In the examples above, the employee column contains the surname of the employee. In the code below, we try to change the value of the employee column such that it contains the first name and the surname, for example John Smith or Mike Williams.

data work.employees;	
    length employee $25;
    input employee $ salary birthdate date9.;
    monthly_salary = round(salary / 12, 1);
    age = intck("year", birthdate, today(), "c");
    format salary monthly_salary dollar12.2 birthdate date9.;
    datalines;
John Smith 40000 30MAR1980
Mike Williams 35000 05SEP1994
Marta Jones 38000 15FEB1988
Javi Hernandez 38500 08DEC1991
;
run;

The result of the code above is a table with missing values and notes in the SAS log (Note: Invalid data for X in line Y).

The cause of this problem is the way how SAS reads and processes the values after the DATALINES statement. As an example we use the following line of values.

John Smith 40000 30MAR1980

When SAS processes a line of values, it assumes that each blank indicates the beginning of the value of the next input variable. So, in our example, SAS copies the value John to the column employee. This isn’t a problem since John is a character value, just like the employee column (defined in the INPUT statement). Then, SAS tries to copy the value Smith to the salary column. This is a problem because SAS expects a numeric value, but Smith is a character value. Therefore, the salary column remains empty and SAS writes a note to the log. SAS continues processing the remaining values, but similar problems occur.

To avoid this problem and to be able to enter values that contain blanks, we need to change the delimiter. By default, the value that separates the value of each input variable (i.e., the delimiter) is a blank. We can change this default behavior with the INFILE statement.

The INFILE statement consists of three parts and is the first statement after the DATA statement:

  1. The INFILE keyword.
  2. The DATALINES keyword to indicate that you enter raw data manually.
  3. The DLM= option to define the delimiter and a semicolon. (DLM is an abbreviation of delimiter.)

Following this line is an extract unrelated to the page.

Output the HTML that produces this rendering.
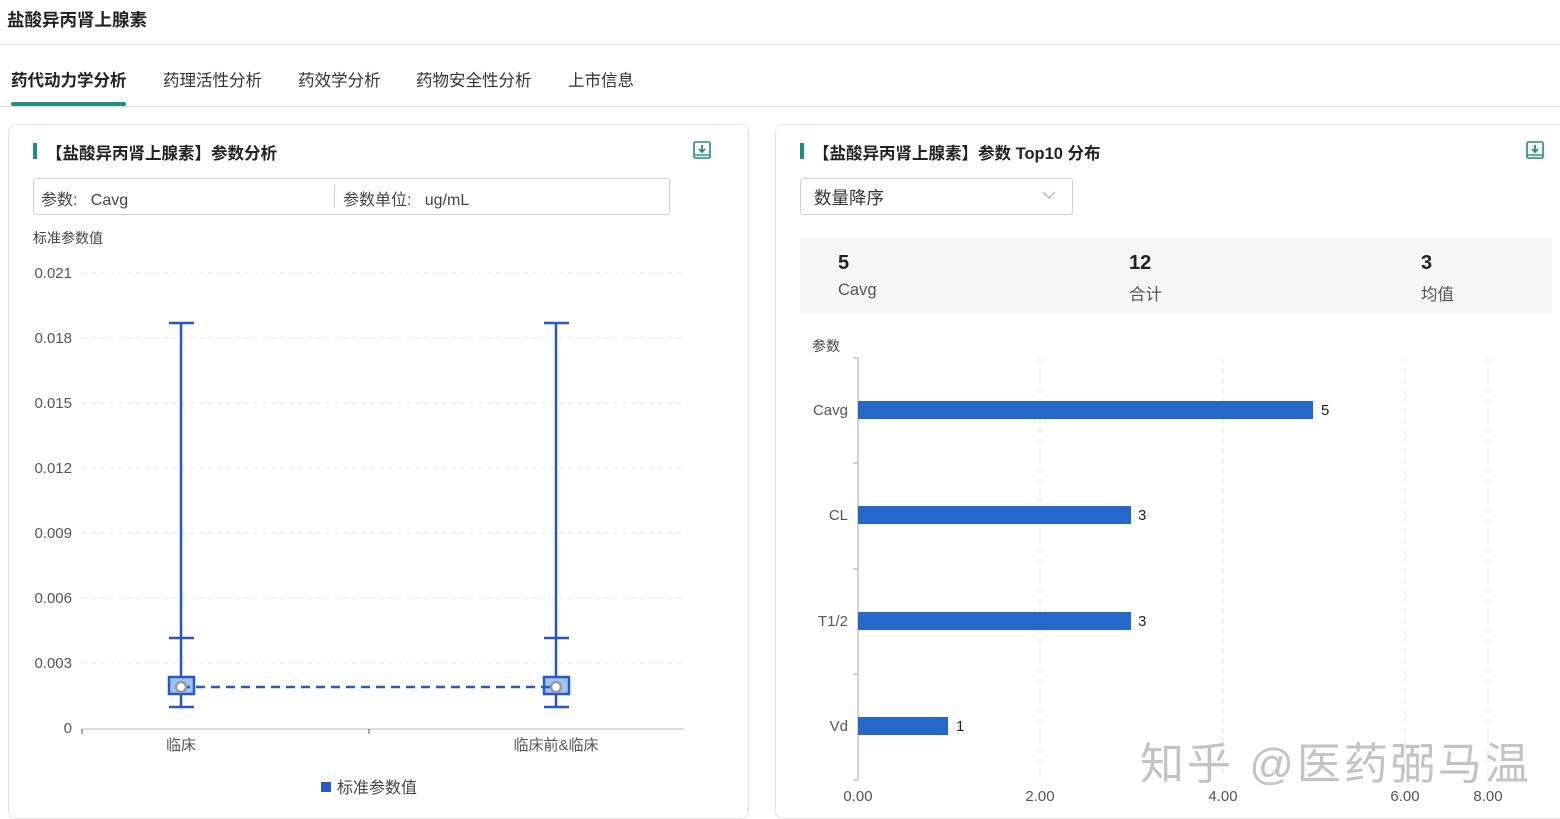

You can choose the delimiter that suits you best, but the most common delimiters are a comma, a semicolon, or a tab. In the example below, we use the comma as a delimiter.

data work.employees;
    infile datalines dlm=',' dsd;	
    length employee $25;
    input employee $ salary birthdate :date9.;
    monthly_salary = round(salary / 12, 1);
    age = intck("year", birthdate, today(), "c");
    format salary monthly_salary dollar12.2 birthdate date9.;
    datalines;
John Smith, 40000, 30MAR1980
Mike Williams, 35000, 05SEP1994
Marta Jones, 38000, 15FEB1988
Javi Hernandez, 38500, 08DEC1991
;
run;

As you can see, now SAS is able to process data with blanks.